#
Consistency
The consistency feature is new and might not work in every case. We're happy to help with configuration and ensuring stability for your use case.
Often you want to improve your matchers via IDs that you have available in your system. For a person use case these might be things like social security number, passport number, driver's license number or customer id.
While for some of those, e.g. the customer id, it is fine (often even expected) that a single entity contains multiple of these IDs, others indicate an obvious wrong match (e.g. social security number).
Tilores allows you to configure rules for matching on ID values and to guarantee uniqueness within a single entity. The following example walks you through the steps that are required to setup such a rule.
#
Step 1: Understand Your Data
Before you can setup rules you should understand your data:
- Which fields are available?
- For which fields do you need entity consistency?

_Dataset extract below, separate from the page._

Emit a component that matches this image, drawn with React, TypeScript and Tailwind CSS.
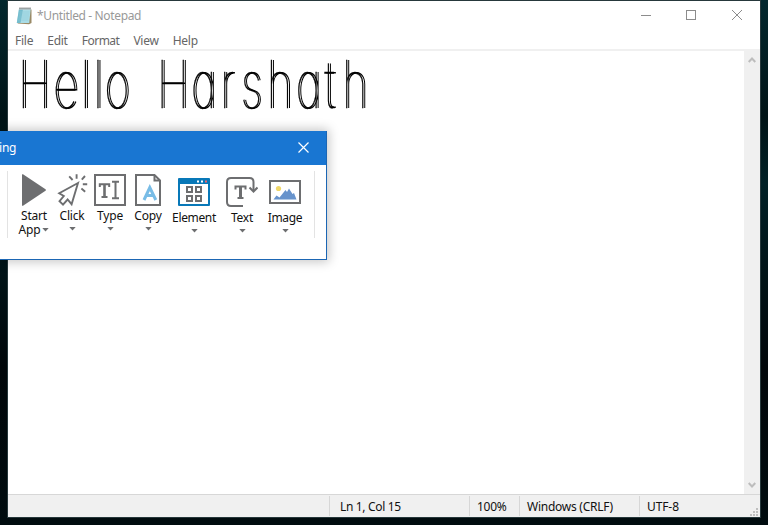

- What does your schema look like?
For ID fields we typically see one of the following four possible scenarios when it comes to the schema:
- a single ID value, stored in a single field, no specific ID type
- separate fields for different ID values, field name defines the ID type
- a single field with a map where the ID type is the maps key and the value is the ID
- a single field with an array of nested objects and specific attributes indicating the ID and its type such as (
value
andtype
)
For the purpose of this example, we assume that the data is following the last case previously described.
The data for a single record might look something like this (simplified):
{
"id": "record-id",
"name": "John Smith",
"commonIDs": [
{"type": "SSN", "value": "1234567890"},
{"type": "DriveLicense", "value": "ABCDEFG"}
]
}
The data schema for the RecordInput
would therefore look like this:
input RecordInput {
id: ID!
name: String!
commonIDs: [CommonIDInput!]!
}
input CommonIDInput {
type: String!
value: String!
}
#
Step 2: Extract the Values
Based on the previously defined schema, we want to match on the name and ensure consistency among the IDs.
For this we need to retrieve the name as well as the ID fields in the "Extract / Transform" page as follows:
The output for the IDs must either be a map or an array of arrays. Either of the two following formats is fine:
{
"ssn": "1234567890",
"type": "abcdefg"
}
[
["ssn", "1234567980"],
["type", "abcdefg"]
]
Since we're already working with array based data, we will transform into the
array version using a simple jq-like pattern ([.commonIDs[] | [.type, .value]]
)
right in the extract step:
You can use the simulation right below the transformation configuration to ensure that the final output is correct. Simply paste the record example into "Record A" and press simulate. Afterwards hover over each output to see the result.
#
Step 3: Setup Matching Rule
To ensure matching for equal names, we can setup a simple text matcher using the name output that we just created.
Afterwards create the matching rule and ensure that it has been added to the rule set for linking and searching.
If your rule set configuration looks differently, you can click on the text that says: "I want to use different rules for linking and searching."
#
Step 4: Setup Consistency Rule
With this rule in place, every record with the name "John Smith" would now be added to the same entity ID. To ensure, that there is an ID consistency within a single entity, we need to setup the according rule.
We start by creating a matcher that allows us to match IDs.
Please ensure, that you selected the "Match on All Shared Types" strategy and that you disabled the "Must Exist" option. Disabling this option allows two records without an ID to match and is a requirement for the next step.
If one record does have an ID while another record does not have any IDs at all, we still want to consider this as a consistent match. To allow this we need to additionally configure an "Empty Aware" matcher. Notice how it wraps the matcher that we just created.
The next step is to setup the consistency rule:
and to enable the consistency rule set with that newly created rule:
There is no consistency rule set available by default. You can add one by clicking on the small arrow next to "Add Search Rule Set" and then select "Add Consistency Rule Set".
#
Performance Considerations
With the steps performed, you would properly separate entities with diverging IDs. However, this comes at some costs and should be used sparsely to guarantee consistency. Internally a new record will find all those entities as potential matches. Then Tilores will compare the new record against all existing records of the potential target entities. While this is optimized internally, this still might lead to a lot of comparisons needed in some situations (e.g. many distinct entities or entities with huge number of records).
#
Consistency vs Matching Rules
If you're now wondering why we are not simply using matching rules instead of consistency rules, please have a look at the following three records:
{
"id": "a",
"name": "John Smith",
"commonIDs": [
{"type": "SSN", "value": "1234567890"}
]
}
{
"id": "b",
"name": "John Smith",
"commonIDs": []
}
{
"id": "c",
"name": "John Smith",
"commonIDs": [
{"type": "SSN", "value": "0987654321"}
]
}
Matching rules in Tilores are always comparing record pairs and if a match exists between any two records, those records will end up in the same entity.
In the above example a
will match with b
and b
will match with c
. Hence,
all three records will end up in the same entity.
Consistency rules work by checking the new record against all records of the potential target entity. If a single record will not match with the new record then the whole entity is not considered a potential match.